Arthritis & Treatment

Arthritis & Treatment

Arthritis is inflammation of one or more of your joints. The main symptoms of arthritis are joint pain and stiffness, which typically worsen with age. The two most common types of arthritis are osteoarthritis and rheumatoid arthritis.

Osteoarthritis is usually caused by normal wear and tear, while rheumatoid arthritis is an autoimmune disorder. Other types of arthritis can be caused by uric acid crystals, infections or even an underlying disease, such as psoriasis or lupus.

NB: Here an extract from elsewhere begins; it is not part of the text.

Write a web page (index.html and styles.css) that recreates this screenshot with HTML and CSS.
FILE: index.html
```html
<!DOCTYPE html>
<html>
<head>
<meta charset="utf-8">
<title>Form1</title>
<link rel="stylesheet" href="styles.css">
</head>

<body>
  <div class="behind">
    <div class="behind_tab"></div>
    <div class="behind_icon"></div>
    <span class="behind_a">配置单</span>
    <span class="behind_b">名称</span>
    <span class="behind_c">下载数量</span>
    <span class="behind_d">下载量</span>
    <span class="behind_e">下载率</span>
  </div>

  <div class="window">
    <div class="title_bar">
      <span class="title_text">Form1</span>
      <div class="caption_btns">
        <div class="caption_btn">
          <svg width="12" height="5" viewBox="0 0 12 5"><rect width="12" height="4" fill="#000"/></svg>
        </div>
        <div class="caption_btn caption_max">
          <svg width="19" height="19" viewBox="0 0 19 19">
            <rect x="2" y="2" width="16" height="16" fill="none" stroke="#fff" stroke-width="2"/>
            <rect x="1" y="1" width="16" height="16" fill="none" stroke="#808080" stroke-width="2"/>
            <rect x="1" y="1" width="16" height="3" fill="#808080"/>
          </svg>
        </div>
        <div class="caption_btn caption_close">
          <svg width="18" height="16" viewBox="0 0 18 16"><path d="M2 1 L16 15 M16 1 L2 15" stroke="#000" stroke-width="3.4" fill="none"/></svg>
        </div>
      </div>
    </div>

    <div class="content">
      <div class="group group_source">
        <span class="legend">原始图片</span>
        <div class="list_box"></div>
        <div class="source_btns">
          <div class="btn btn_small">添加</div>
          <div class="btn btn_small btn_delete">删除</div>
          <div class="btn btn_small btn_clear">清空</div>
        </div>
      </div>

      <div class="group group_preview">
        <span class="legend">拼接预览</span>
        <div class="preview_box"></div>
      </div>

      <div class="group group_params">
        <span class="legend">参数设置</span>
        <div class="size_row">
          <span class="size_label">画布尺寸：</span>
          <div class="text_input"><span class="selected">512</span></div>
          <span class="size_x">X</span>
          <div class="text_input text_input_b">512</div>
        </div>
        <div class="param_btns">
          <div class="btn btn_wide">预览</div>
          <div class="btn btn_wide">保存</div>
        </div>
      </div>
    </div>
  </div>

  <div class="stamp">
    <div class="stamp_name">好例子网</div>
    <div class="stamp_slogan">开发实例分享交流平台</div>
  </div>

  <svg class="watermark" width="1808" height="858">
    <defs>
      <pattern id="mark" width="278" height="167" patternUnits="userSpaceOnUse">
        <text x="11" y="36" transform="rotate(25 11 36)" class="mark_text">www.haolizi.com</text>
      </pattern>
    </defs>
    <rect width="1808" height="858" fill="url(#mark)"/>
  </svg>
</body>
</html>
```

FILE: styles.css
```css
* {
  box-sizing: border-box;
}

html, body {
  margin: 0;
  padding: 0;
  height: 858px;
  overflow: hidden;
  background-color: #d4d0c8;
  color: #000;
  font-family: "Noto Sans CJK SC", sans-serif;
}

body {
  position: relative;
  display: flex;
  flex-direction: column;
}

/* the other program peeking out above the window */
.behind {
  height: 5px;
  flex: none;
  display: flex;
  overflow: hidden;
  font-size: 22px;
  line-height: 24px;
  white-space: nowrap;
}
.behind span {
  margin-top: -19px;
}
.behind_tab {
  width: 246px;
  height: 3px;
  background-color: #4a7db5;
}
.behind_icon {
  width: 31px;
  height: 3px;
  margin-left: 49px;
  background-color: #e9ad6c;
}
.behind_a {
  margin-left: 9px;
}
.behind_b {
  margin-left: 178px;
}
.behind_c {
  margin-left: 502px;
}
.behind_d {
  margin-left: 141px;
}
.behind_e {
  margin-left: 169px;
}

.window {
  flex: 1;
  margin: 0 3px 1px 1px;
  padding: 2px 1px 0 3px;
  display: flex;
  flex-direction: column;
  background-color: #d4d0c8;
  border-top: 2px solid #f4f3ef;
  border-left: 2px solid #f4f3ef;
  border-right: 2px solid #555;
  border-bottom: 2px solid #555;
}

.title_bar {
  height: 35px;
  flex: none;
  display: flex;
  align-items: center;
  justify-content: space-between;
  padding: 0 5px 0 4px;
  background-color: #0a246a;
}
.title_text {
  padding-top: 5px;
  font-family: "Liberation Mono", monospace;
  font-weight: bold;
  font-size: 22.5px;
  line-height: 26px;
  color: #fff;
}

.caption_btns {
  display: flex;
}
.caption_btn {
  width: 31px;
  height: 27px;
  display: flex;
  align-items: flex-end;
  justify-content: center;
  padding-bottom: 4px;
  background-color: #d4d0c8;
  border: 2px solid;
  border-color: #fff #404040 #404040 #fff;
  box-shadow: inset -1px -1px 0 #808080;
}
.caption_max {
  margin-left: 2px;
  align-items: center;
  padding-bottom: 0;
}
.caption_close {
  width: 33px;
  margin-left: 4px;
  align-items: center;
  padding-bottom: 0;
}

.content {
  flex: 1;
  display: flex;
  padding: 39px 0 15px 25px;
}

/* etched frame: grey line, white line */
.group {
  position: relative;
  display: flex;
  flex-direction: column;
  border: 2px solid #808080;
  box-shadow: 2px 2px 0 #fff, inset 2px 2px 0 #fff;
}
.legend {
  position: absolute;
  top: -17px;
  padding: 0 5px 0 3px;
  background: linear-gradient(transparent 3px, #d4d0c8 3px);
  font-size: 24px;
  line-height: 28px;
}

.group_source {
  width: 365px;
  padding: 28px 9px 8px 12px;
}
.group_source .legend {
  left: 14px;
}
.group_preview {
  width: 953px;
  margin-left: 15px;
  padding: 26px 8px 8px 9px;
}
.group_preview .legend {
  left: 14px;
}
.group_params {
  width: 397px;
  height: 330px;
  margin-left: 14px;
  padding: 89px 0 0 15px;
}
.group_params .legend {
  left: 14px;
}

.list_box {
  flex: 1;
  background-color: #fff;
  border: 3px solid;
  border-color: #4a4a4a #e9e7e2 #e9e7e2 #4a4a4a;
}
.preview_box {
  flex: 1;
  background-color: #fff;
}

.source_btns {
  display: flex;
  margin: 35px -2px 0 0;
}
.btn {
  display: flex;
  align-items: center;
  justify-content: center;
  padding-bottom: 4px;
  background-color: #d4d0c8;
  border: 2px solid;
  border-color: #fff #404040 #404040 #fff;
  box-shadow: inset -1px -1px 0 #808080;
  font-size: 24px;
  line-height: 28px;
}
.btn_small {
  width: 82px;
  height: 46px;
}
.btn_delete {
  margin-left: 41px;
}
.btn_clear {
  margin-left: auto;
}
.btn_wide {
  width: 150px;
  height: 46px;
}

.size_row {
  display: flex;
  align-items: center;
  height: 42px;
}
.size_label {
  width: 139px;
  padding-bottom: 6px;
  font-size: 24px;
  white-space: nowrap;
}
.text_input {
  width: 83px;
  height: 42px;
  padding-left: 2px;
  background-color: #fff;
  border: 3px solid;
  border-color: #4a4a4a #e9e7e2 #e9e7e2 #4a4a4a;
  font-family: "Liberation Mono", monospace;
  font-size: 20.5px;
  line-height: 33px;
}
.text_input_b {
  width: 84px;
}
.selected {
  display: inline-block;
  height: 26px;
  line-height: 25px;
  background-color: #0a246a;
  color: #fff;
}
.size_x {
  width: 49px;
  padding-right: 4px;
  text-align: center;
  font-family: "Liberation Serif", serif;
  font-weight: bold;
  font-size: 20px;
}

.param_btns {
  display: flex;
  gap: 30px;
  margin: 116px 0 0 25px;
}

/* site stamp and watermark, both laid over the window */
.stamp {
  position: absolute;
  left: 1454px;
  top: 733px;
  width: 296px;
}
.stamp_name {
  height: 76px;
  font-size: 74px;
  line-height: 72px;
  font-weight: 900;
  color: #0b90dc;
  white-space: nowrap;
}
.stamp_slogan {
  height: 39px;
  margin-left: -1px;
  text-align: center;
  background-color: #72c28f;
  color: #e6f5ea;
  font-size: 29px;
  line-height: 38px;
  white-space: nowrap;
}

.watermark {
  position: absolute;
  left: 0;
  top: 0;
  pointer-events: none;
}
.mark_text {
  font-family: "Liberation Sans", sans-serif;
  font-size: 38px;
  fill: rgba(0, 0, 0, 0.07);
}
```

Treatments vary depending on the type of arthritis. The main goals of arthritis treatments are to improve the quality of life.

Tests

Xray usually is sufficient

  1. Ct scan, ultrasound, MRI(arthrogram) rarely required.
  2. Arthroscopy rarely will be advised by your doctor if you have a cartilaginous lesions.
What you can do

Because appointments can be brief, plan ahead and write a list that includes:

  1. Detailed descriptions of your symptoms
  2. Information about medical problems you've had in the past
  3. Information about the medical problems of your parents or siblings
  4. All the medications and dietary supplements you take
  5. Questions you want to ask the doctor
What to expect from your doctor

Your doctor may ask some of the following questions:

  1. When did your symptoms start?
  2. Does activity make the pain better or worse?
  3. Is the pain in just one joint or many?
  4. Do you have a family history of joint pain

Our Team

Treatment Options

Arthritis treatment focuses on relieving symptoms and improving joint function. You may need to try several different treatments, or combinations of treatments, before you determine what works best for you.

Medication:
  1. Lubricants
  2. Pain killers/ Analgesics:
  3. Counter irritants: Gels, oils for local application.
  4. Disease modifying anti rheumatoid drugs(DMARDS), Biologics for Rheumatoid arthritis treatment.

Therapy:

Physical therapy can be helpful for some types of arthritis. Exercises can improve range of motion and strengthen the muscles surrounding joints. In some cases, splints or braces may be warranted.

Surgery

If conservative measures don't help, your doctor may suggest surgery, such as:

Arthroscopic Debridement Of Joint

Arthroscopy allows surgeon to directly visualize the damaged cartilage area and can be repaired with autologous chondrocyte transplantation.i.e.,takingones own cartilage cells from the undamaged part and transplanting them over the damaged area.

Joint Replacement

This procedure removes your damaged joint and replaces it with an artificial one. Joints most commonly replaced are hips and knees.